Aux prémices de la vie d'adulte, comme à ce qui constitue l'un de ses accomplissements avec le mariage, le paraître machiste empêche toute sensibilité. La profonde délicatesse du récit se ressent autant dans la détresse que dans les rares moments chaleureux. John Kerr exprime magnifiquement ce mal-être, figure gauche et rêveuse loin des préoccupations terre-à-terre de son entourage. L'alchimie avec une merveilleuse Deborah Kerr (les deux reprennent les rôles qu'ils tenaient déjà dans la pièce) fonctionne pleinement, dessinant une captivante ambiguïté dans la tendresse de leur relation. Mère de substitution ou possible amante compréhensive pour Tom, Laura voit également en lui un fantôme du passé mais aussi un compagnon plus attentif que son propre époux. Tous ces sentiments contradictoires se ressentent lors de la scène où Laura tente d'empêcher Tom de prouver sa virilité en allant voir la peu farouche Ellie Martin (Norma Crane). Les confessions, les rapprochements physiques maladroits et la séduction implicite de la séquence provoquent un trouble certain mais sans concrétisation dans l'espace inquisiteur de la maison. La gaucherie de Tom relève autant de l'homosexualité latente que de l'inexpérience qui ne peut se surmonter qu'à travers de vrais sentiments, la cauchemardesque tentative d'étreinte avec Ellie Martin constituant le pendant inversé de la scène précédente pour réveiller les démons complexés de Tom.

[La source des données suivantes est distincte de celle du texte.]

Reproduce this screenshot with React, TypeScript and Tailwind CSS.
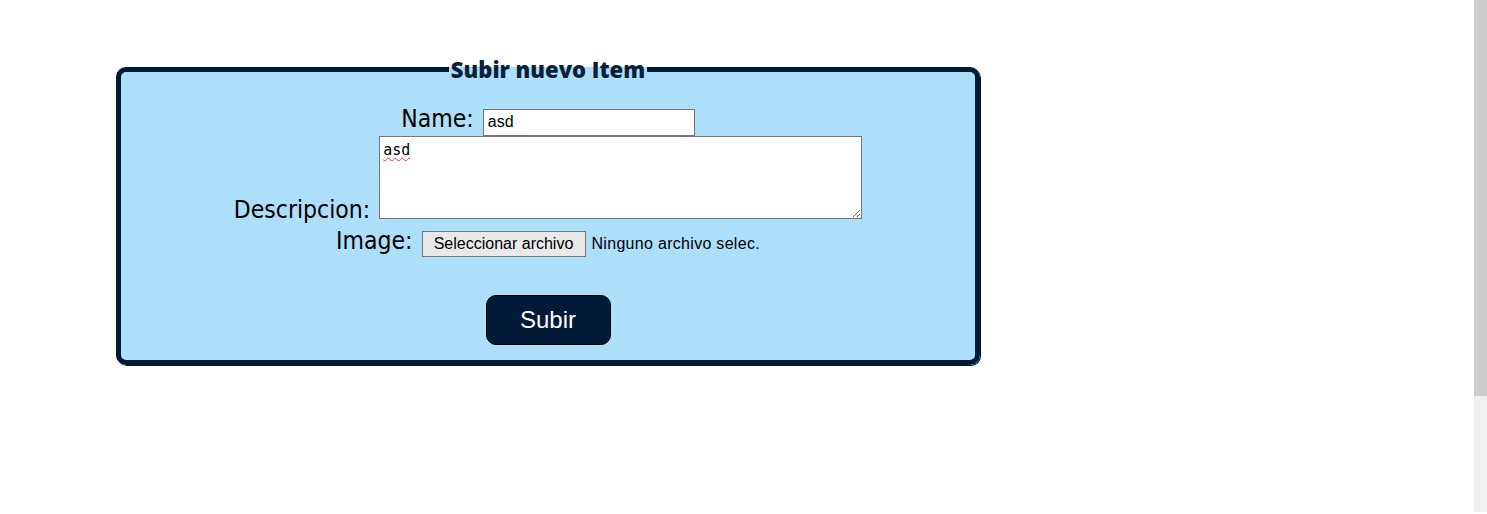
import React from "react";

export default function App() {
  const label = "text-[24.5px] leading-[24px] text-black [font-family:'DejaVu_Sans_Condensed','DejaVu_Sans',sans-serif] [font-stretch:condensed]";
  return (
    <div className="flex h-[514px] w-[1487px] overflow-hidden bg-white">
      <div className="flex-1 pl-[116px] pt-[55px]">
        <fieldset className="w-[864px] rounded-[10px] border-[5px] border-[#011a33] bg-[#addffa] pb-[15px] shadow-[1px_1px_0_#011a33]">
          <legend className="mx-auto px-[2px] text-[22px] leading-[28px] font-extrabold text-[#0b1f3a] [font-family:'Open_Sans',sans-serif]">
            Subir nuevo Item
          </legend>
          <div className="flex flex-col items-center pt-[24px]">
            <div className="flex items-baseline justify-center gap-[9px]">
              <span className={label}>Name:</span>
              <input
                type="text"
                defaultValue="asd"
                className="h-[27px] w-[212px] border border-[#767676] bg-white px-[4px] text-[16px] text-black outline-none [font-family:'Liberation_Sans',Arial,sans-serif]"
              />
            </div>
            <div className="flex items-end justify-center gap-[9px]">
              <span className={label + " mb-[-3px]"}>Descripcion:</span>
              <textarea
                defaultValue="asd"
                spellCheck={false}
                className="block h-[83px] w-[483px] resize border border-[#767676] bg-white px-[3px] pt-[4px] text-[15px] leading-[18px] text-black outline-none [font-family:'DejaVu_Sans_Mono',monospace] underline decoration-wavy decoration-red-500 decoration-[1px] underline-offset-[2px]"
              />
            </div>
            <div className="mt-[10px] flex items-baseline justify-center gap-[9px]">
              <span className={label}>Image:</span>
              <span className="flex items-baseline gap-[6px] text-[16px] text-black [font-family:'Liberation_Sans',Arial,sans-serif]">
                <button className="h-[26px] w-[164px] border border-[#767676] bg-[#e9e9e9] text-[16px] text-black">
                  Seleccionar archivo
                </button>
                <span className="tracking-[0.3px]">Ninguno archivo selec.</span>
              </span>
            </div>
            <button className="mt-[38px] h-[50px] w-[125px] rounded-[10px] border border-black bg-[#001a38] text-[24px] text-white [font-family:'Liberation_Sans',Arial,sans-serif]">
              Subir
            </button>
          </div>
        </fieldset>
      </div>
      <div className="flex h-full w-[13px] flex-col">
        <div className="h-[396px] bg-[#cdcdcd]" />
        <div className="h-[116px] bg-[#f0f0f0]" />
      </div>
    </div>
  );
}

Vincente Minnelli aura grandement contenu son sens du lyrisme jusque-là, si ce n'est par petites touches avec le frémissement du Technicolor lors des scènes dans le jardin. C'est dans le drame final qu'il laisse progressivement s'exprimer sa veine opératique, que ce soit dans la stylisation du décor en studio (Laura observant de sa fenêtre à travers la pluie les néons du motel où Tom s'apprête à commettre l'irréparable) ou dans les éclairages baroques de John Alton faisant de ce motel un lieu de tourments pour Tom. Comme souvent avec Minnelli, c'est dans la fuite que s'épanouiront les personnages, vers un ailleurs onirique constituant un espace mental où tout est enfin possible. L'ombre de Brigadoon (1954) plane sur la forêt féérique où vont enfin pouvoir s'aimer Tom et Laura. La lenteur et les hésitations de ce rapprochement expriment autant la maladresse et l'émotion que le sous-texte homosexuel, la scène d'amour signifiant autant un sincère rapprochement charnel qu'une manière pour Laura de "sauver" Tom en le rassurant sur sa masculinité que n'interdit pas son caractère sensible. Le retour au présent final, altérant le décor d’un jardin de textures chromatiques plus automnales, exprime magnifiquement la force de cette relation, qui existe désormais par la nostalgie à la fois fantasmée (le récit que l'on vient de voir venant sans doute de la vision idéalisée du livre de Tom) et réelle (la lettre de Laura dont le "sauvetage" aura aidé Tom à surmonter sa différence sans l'effacer, cela reste sous-jacent). Thé et sympathie est une grande réussite pour Minnelli qui parvient à tirer une œuvre magnifique d'un matériau difficile sans le dénaturer.